Two years ago, I quit a 85k base pay/year career, not in landscaping, and started my own operation with no input or help from anyone, other than attending a single two-day Green Expo. Two years into my new venture, I am making a good living and have more work than I can handle. And this is now based on referral only business. I have done zero advertising in the last 12 months. Two years ago I had never stepped within 50ft of a commercial mower and had never even owned an irrigation system. Now I do a couple days per week of 15-20 lawns, and the rest of the week I am swamped designing, and installing tons of rock, sod, mulch, and full irrigation systems.
I started by hacking yards with a 21" and trimmer, and now I know more about irrigation than the guy who taught me. Because I first read and ask, then apply it to the real world.

Definitely fishing and learning on the job.

Do you use the same rod, reel, and bait for Tarpon and Rainbow Trout?

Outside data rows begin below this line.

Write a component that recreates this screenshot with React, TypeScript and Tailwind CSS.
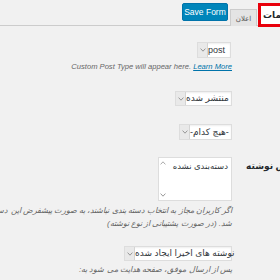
import React from "react";

const Chevron = () => (
  <svg width="6" height="4" viewBox="0 0 6 4">
    <path d="M0.6 0.6 L3 3.2 L5.4 0.6" fill="none" stroke="#8c8c8c" strokeWidth="0.9" />
  </svg>
);

const ChevronUp = () => (
  <svg width="6" height="4" viewBox="0 0 6 4">
    <path d="M0.6 3.4 L3 0.8 L5.4 3.4" fill="none" stroke="#a0a0a0" strokeWidth="0.9" />
  </svg>
);

function Select({ cls, label }: { cls: string; label: string }) {
  return (
    <div className={`flex border border-[#ddd] bg-white shadow-[inset_0_1px_2px_rgba(0,0,0,0.07)] ${cls}`} dir="ltr">
      <div className="w-[10px] shrink-0 bg-[#e9e9e9] border-r border-[#d4d4d4] flex items-center justify-center">
        <Chevron />
      </div>
      <div className="flex-1 flex items-center justify-end pr-[3px] text-[9px] leading-none text-[#32373c] whitespace-nowrap" dir="rtl">
        {label}
      </div>
    </div>
  );
}

export default function App() {
  return (
    <div className="w-[280px] h-[280px] overflow-hidden bg-[#f1f1f1] font-['Liberation_Sans','DejaVu_Sans',sans-serif]">
      {/* top tabs bar */}
      <div className="h-[26px] border-b border-[#cccccc] flex items-end pl-[182px]">
        <div className="w-[46px] h-[18px] mb-[4px] shrink-0 bg-[#0085ba] border border-[#0073aa] rounded-[2px] flex items-center justify-center text-white text-[8.5px] leading-none">
          Save Form
        </div>
        <div className="ml-[2px] w-[27px] h-[17px] mb-[-1px] shrink-0 bg-[#e4e4e4] border border-[#cccccc] border-b-0 flex items-center justify-center text-[7px] text-[#555] leading-none" dir="rtl">
          اعلان
        </div>
        <div className="ml-[1px] w-[44px] h-[24px] shrink-0 mb-[-2px] bg-white border-[3px] border-[#e8000b] flex items-center pl-[2px] text-[9px] font-bold text-[#23282d] leading-none whitespace-nowrap" dir="ltr">
          <span dir="rtl">تنظیمات</span>
        </div>
      </div>

      {/* form table */}
      <div className="flex">
        <div className="w-[232px] shrink-0 flex flex-col items-end">
          {/* row 1 */}
          <Select cls="mt-[16px] w-[34px] h-[16px] mr-[1px]" label="post" />
          <div className="mt-[3px] h-[12px] text-[7.6px] leading-[12px] italic text-[#666] whitespace-nowrap">
            Custom Post Type will appear here. <span className="text-[#0073aa] underline">Learn More</span>
          </div>

          {/* row 2 */}
          <Select cls="mt-[18px] w-[57px] h-[15px]" label="منتشر شده" />

          {/* row 3 */}
          <Select cls="mt-[18px] w-[53px] h-[16px]" label="-هیچ کدام-" />

          {/* row 4 */}
          <div className="mt-[17px] w-[74px] h-[44px] shrink-0 bg-white border border-[#ddd] flex">
            <div className="w-[8px] flex flex-col items-center justify-between py-[3px]">
              <ChevronUp />
              <Chevron />
            </div>
            <div className="flex-1 text-right pr-[3px] pt-[3px] text-[8.5px] leading-[11px] text-[#32373c] whitespace-nowrap" dir="rtl">
              دسته‌بندی نشده
            </div>
          </div>
          <div className="mt-[3px] text-[8px] leading-[13px] italic text-[#666] text-right whitespace-nowrap" dir="rtl">
            <div>اگر کاربران مجاز به انتخاب دسته بندی نباشند، به صورت پیشفرض این دسته بندی انتخاب خواهد</div>
            <div>شد. (در صورت پشتیبانی از نوع نوشته)</div>
          </div>

          {/* row 5 */}
          <Select cls="mt-[16px] w-[108px] h-[15px]" label="نوشته های اخیرا ایجاد شده" />
          <div className="mt-[3px] text-[8px] leading-[12px] italic text-[#666] whitespace-nowrap" dir="rtl">
            پس از ارسال موفق، صفحه هدایت می شود به:
          </div>
        </div>

        {/* labels column */}
        <div className="ml-[14px] shrink-0 flex flex-col">
          <div className="mt-[135px] w-max text-[9px] leading-[11px] font-bold text-[#23282d] whitespace-nowrap" dir="rtl">
            دسته بندی پیش فرض نوشته
          </div>
        </div>
      </div>
    </div>
  );
}
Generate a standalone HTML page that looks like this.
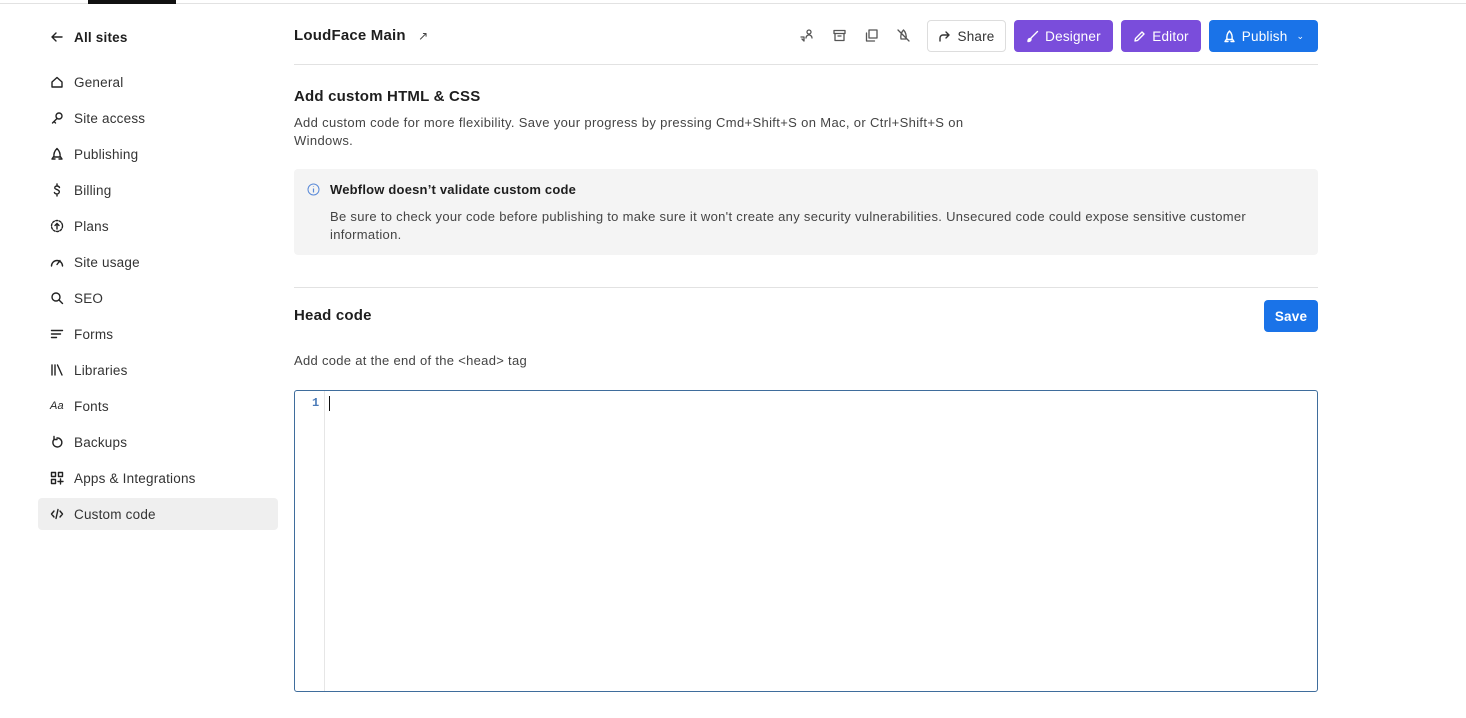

To all of you willing to educate me, it is much appreciated.
You can probably cross that irrigation business off the list coming to FL and the Sod is pretty hard to make a living off of too. I think you will do good in FL if it came that easy to you as I have seen plenty of hacks make a decent living here. Any trade that pays well here requires some sort of licensing and getting it usually means pay a bunch of money to use someones or work 4 years for them. I think it will take a few season to get up to 85k a year just saying starting from scratch. Maybe it would be best to sell your company and buy one here???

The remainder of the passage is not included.